1198 – Death of Ruaidri mac Tairrdelbach Ua Conchobair of Connacht, last of the old High Kings of Ireland.

1200-1240 – Reign of Llywelyn the Great over Gwynedd and Wales.

1202-1214 - Anglo-French War, between France and England, Normandy, and the Imperium Romanum Sacrum.  During the war, England loses Normandy to France and the Imperium Romanum Sacrum gives up its quest to reunite the Carolingian Empire by annexing the former Francia Occidentalis.

1213 - John I Plantagenet, king of England, submits to the universal rule of the See of Rome.
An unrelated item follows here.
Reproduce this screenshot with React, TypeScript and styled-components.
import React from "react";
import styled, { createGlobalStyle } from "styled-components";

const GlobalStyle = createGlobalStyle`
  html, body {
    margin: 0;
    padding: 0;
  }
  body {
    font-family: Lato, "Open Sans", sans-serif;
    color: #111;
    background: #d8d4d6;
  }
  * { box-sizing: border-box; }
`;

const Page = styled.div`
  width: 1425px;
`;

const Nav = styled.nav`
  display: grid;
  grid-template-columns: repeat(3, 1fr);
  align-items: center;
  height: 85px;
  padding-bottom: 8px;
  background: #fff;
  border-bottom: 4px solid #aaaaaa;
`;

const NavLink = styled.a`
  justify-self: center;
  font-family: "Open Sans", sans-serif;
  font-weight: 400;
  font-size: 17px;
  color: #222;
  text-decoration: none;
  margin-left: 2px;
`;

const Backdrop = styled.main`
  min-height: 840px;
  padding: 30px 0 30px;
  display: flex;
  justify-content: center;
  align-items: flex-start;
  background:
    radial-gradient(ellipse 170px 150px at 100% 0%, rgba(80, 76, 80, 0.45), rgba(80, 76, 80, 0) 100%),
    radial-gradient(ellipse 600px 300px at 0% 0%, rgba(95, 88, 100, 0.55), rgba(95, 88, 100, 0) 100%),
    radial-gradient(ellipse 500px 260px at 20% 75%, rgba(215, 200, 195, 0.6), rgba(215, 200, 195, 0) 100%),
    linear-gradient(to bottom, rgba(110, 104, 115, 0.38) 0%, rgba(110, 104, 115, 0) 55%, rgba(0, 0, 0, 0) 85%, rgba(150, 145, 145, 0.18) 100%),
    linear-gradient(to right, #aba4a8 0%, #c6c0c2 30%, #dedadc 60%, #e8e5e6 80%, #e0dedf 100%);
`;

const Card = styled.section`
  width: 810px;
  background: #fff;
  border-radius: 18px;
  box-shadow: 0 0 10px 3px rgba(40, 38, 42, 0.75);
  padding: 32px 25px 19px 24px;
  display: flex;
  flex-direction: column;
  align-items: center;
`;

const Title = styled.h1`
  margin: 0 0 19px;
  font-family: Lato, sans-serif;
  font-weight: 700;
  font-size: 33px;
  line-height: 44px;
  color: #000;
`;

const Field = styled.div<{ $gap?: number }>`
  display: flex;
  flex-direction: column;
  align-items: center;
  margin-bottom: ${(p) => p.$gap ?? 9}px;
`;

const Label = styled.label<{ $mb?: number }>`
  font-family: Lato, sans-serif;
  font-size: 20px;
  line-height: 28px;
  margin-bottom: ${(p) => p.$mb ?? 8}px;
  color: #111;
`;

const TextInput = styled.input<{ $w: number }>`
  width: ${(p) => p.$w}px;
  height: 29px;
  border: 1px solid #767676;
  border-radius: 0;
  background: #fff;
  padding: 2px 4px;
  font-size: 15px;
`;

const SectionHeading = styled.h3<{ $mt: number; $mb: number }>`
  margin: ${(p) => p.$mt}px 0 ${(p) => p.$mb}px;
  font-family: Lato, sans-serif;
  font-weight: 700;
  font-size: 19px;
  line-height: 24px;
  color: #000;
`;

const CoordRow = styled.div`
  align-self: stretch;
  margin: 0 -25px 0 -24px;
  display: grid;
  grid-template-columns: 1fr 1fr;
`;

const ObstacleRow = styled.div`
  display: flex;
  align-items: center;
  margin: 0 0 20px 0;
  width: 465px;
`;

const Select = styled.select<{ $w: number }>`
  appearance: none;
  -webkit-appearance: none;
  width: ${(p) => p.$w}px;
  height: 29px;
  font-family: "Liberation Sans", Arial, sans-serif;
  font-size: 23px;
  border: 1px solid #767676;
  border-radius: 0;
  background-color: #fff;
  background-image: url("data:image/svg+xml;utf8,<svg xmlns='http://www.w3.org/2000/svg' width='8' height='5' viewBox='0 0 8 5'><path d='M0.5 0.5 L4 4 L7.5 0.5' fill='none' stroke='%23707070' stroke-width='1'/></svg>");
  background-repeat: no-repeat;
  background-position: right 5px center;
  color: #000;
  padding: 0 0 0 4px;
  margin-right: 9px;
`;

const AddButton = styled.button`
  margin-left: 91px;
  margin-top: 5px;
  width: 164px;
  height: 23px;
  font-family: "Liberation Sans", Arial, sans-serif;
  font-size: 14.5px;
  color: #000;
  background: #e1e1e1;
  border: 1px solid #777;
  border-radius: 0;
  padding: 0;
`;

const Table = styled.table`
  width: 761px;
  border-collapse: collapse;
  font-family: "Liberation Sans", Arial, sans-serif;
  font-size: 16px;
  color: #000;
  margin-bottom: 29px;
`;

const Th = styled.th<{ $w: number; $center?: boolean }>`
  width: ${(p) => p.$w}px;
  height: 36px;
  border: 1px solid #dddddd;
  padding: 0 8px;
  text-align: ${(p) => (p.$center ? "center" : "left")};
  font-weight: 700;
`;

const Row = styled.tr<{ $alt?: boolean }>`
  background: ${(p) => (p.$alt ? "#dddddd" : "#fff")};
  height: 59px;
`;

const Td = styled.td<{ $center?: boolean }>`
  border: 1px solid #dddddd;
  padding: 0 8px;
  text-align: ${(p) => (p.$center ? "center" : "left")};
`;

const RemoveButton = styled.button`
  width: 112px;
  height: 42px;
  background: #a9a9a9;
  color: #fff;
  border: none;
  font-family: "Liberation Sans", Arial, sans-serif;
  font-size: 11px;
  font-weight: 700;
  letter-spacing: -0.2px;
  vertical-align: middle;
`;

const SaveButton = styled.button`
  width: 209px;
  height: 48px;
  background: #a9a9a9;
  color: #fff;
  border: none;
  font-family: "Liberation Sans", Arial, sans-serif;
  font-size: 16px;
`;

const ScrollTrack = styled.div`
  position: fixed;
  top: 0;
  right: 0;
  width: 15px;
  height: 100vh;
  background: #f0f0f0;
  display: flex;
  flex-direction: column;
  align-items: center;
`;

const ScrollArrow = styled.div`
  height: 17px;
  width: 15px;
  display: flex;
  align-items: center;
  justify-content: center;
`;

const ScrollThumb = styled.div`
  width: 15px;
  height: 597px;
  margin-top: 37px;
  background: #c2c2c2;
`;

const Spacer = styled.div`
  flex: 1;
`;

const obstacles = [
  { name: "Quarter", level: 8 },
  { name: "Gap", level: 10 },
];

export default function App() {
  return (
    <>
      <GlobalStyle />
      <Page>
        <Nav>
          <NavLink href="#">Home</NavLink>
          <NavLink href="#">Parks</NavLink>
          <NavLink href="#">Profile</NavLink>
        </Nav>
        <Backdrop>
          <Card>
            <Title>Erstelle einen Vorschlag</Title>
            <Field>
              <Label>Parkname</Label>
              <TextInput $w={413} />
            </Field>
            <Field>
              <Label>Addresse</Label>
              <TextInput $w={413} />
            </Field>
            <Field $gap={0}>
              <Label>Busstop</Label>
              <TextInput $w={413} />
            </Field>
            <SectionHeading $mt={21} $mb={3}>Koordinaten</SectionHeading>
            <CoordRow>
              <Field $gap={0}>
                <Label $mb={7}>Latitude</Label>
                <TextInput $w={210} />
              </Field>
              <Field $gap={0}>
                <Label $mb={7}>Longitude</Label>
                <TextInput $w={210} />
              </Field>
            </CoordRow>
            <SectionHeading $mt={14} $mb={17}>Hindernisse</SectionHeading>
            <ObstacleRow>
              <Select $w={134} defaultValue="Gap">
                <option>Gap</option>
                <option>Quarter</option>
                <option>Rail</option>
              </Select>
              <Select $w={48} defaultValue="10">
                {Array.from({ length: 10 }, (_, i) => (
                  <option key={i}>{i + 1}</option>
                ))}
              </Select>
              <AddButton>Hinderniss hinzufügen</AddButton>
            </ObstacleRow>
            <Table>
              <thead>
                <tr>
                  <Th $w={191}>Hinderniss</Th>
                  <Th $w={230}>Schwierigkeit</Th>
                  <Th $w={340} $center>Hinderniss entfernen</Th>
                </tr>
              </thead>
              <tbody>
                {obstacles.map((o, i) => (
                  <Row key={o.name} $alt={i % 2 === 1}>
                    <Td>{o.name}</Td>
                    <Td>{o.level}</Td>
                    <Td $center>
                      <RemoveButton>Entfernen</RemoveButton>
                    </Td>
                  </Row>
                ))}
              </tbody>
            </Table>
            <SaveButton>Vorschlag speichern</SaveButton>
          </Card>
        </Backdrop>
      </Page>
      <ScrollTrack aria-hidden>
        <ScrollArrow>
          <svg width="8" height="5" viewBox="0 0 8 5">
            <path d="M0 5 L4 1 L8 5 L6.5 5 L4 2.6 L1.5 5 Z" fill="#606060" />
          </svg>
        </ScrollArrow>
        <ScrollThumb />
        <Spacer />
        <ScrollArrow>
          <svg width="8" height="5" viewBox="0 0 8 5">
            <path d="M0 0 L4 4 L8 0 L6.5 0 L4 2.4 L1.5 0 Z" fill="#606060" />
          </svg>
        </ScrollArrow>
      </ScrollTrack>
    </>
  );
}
1214 - A joint invasion by Domnall Ban mac Domnaill of the MacWilliams, Cinaed of the MacHeths, and an Irish prince is defeated by Ferchar mac in t-Sagairt, Abbot of Applecross, who becomes Mormaer of the new territory of Ross.

The Battle of Bouvines ends the Anglo-French War.

1215 – With the support of Prince Louis of France and Alexander II, king of Scots, the twenty-five Barons of Runnymede seize London and force John I, king of England, to sign the Magna Carta; however, he breaks his word almost as soon as hostilities cease.

1215-1217 - First Barons' War.  The barons invite Prince Louis, son and heir of Philip Augustus of France to intervene and take over the throne, which he does, not only sending troops but coming himself.  Although Louis comes to control nearly all the country, save for two castles, the reason for the nobles support of him dies along with John in late 1216, and the war ends early the next year with the Treaty of Lambeth.

1223 - Fearchar mac an t-Sagairt, abbot of Applecross, delivers a final defeat to the MacHeths, sending them north, where they become the Mackays of Strathnaver.

1228 – First mention of Robin Hood of Barnsdale in Yorkshire.

1230 – After the defeat of Gillescop, last of the MacWilliam claimants, Alexander II of the King of Scots, orders that his surviving three-year old daughter be brought to the town of Forfar.  Following the king’s explicit instructions, William Comyn, Earl of Buchan and Justiciar of Scotland, takes the toddler into the town square in full view of the people, and read the king’s command for the little girl’s fate.   Finished, Comyn grabs the innocent girl’s ankles, and dashes her head against the town pillar, destroying the poor young girl in a smear of brains and blood and crushed bone, as per the royal instructions.






I have ended the timeline here because with the destruction of Moray, the former Fortrenn, the last vestige of imperial Rome’s imprint upon the Pretanic Isles—save, of course, for the towns and cities of England—disappeared.  The kingdoms of Alba, originally Coille Daon (Caledonii), and Moray, the earlier Fortrenn (Verturiones), arose from defensive confederacies formed in the face of Roman invasions north of  the Firths.  They continued well into the High Middle Ages as rival centers of power, and with the final conquest of the latter by the former, the last political dynamic resulting from Rome’s occupation vanished.